Introduction

By Frank Derfler  |  Posted 05-01-2001 Print Email

Chances are that as a CIO, you're thinking a lot these days about two things: security and wireless. Sure, security is a big deal. But wireless? It's still more of a buzzword than something tangible, and you're probably just beginning to ponder the possibilities.

Don't wait too long to start putting together a strategy. Within the next four years, says Houston-based technology researcher eForecaster, 39 percent of Internet users in the U.S. and 68 percent of those in Europe will have wireless Internet access. That's a lot of customers and suppliers to be reached via purse or pocket—and your sales staff is probably already clamoring loudly for you to start building them that kind of reach.

But wireless need not be a new headache for the IT staff. Sure, taking the firm wireless is going to force the sales and technology departments to work together even more closely than ever. And yes, any wireless project or strategy—whether LAN, WAN or otherwise—is going to have to pass serious muster with all of the chief corporate bean counters.

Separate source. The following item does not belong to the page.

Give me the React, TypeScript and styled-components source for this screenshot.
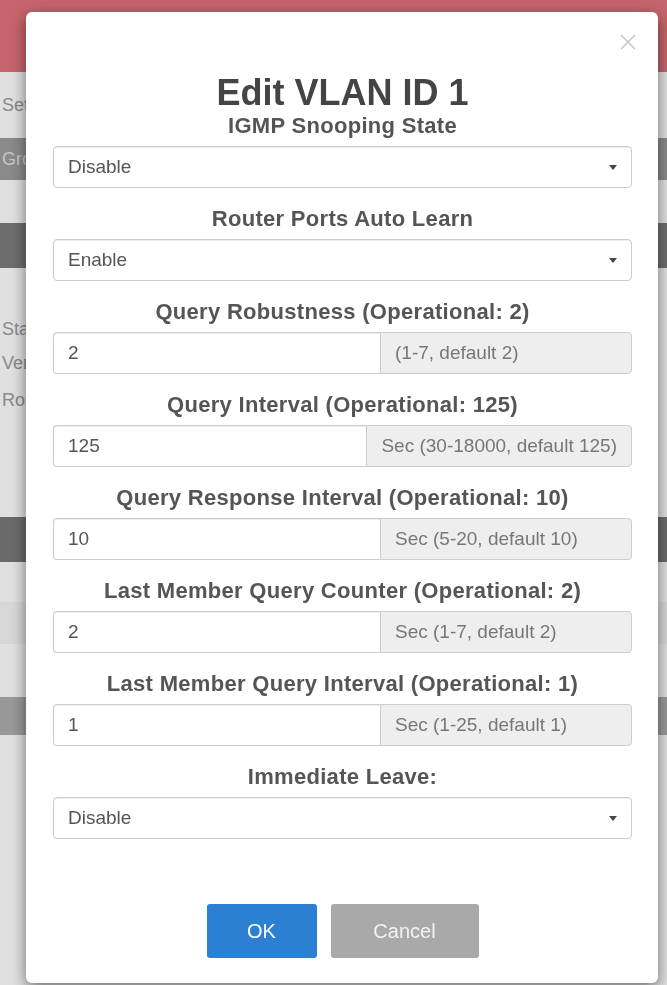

That's right: The technology is going to have to work—and it's going to have to pay off, by helping the company either cut costs or boost profits down the line.

My advice? Jump in. Wireless strategies will differ widely from one company to the next, but there are some guidelines everyone can follow, thanks to lessons learned by some of the early adopters.

Lesson One: Wireless doesn't mean doing away with wires. Truth is, wireless is just another service that requires more software running on servers somewhere, more program-to-program communications, more end-user gizmos to buy and support, and more schmoozing with specialized system integrators and carriers.

Lesson Two: Don't expect CIOs and IS managers to take the lead. Demand for wireless access will typically come from the sales staff first. Wireless is, after all, going to be a new way to sell products and to service accounts. Already, some companies are reaping the rewards of their early wireless strategies. Office Depot, for example, is saving a bundle in its order-taking operation by switching from human help to wireless, voice-activated systems. And according to International Data Corp., such m-commerce transactions could reach approximately $20 billion by 2004 in the U.S. alone.

Lesson Three: Start out small. Begin by figuring out a way to let customers check their orders via wireless access to your data. Even if customers or sales people have to place orders by talking to humans, enabling them to check on the status of an order through a cell phone or a PDA can be a high-profile, immediate way to see results. It's also an easy way to start building relationships with your wireless service or software providers. And the CEO and CFO will like it, too, because customers will sit up and take notice. In addition, it's an inexpensive way for you and your company to get experience applying wireless technologies.

Still not convinced? Think cost-savings, in industries ranging from health care to retail and transportation. Consider, for example, a wireless system used by APL, a global container transportation operator, which is a unit of Singapore-based NOL Group. The system lets dispatchers track containers parked throughout its 160-acre Seattle facility. That might not sound like a big deal, but think about this: A trucker picking up a 40-foot container at the APL pier in Seattle waits an average of just 17 minutes from the time he arrives to the time he's ready to hit the road. That's less time than it takes an airline to deliver a bag to a passenger at most airports—and significantly faster than the average pick-up time clocked before the wireless system was installed.

In retail, wireless could boost sales and customer satisfaction. It can make customer hand-holding even cheaper by offering new ways for companies to contact customers—either by voice or a pop-up menu on a PDA. At Wyndham Hotels, for example, a new wireless reservations service that replaces human help is cutting service costs by $5.50 per customer, for a savings in overhead estimated in the millions over the next 18 months. And offering wireless can also add to revenue: Wyndham and other hotel firms are charging extra for the added convenience of their wireless systems. Says Mark Hedley, Wyndham's CTO: "It doesn't take much creativity to cut expenses. You have to use a great amount of creativity to generate revenue."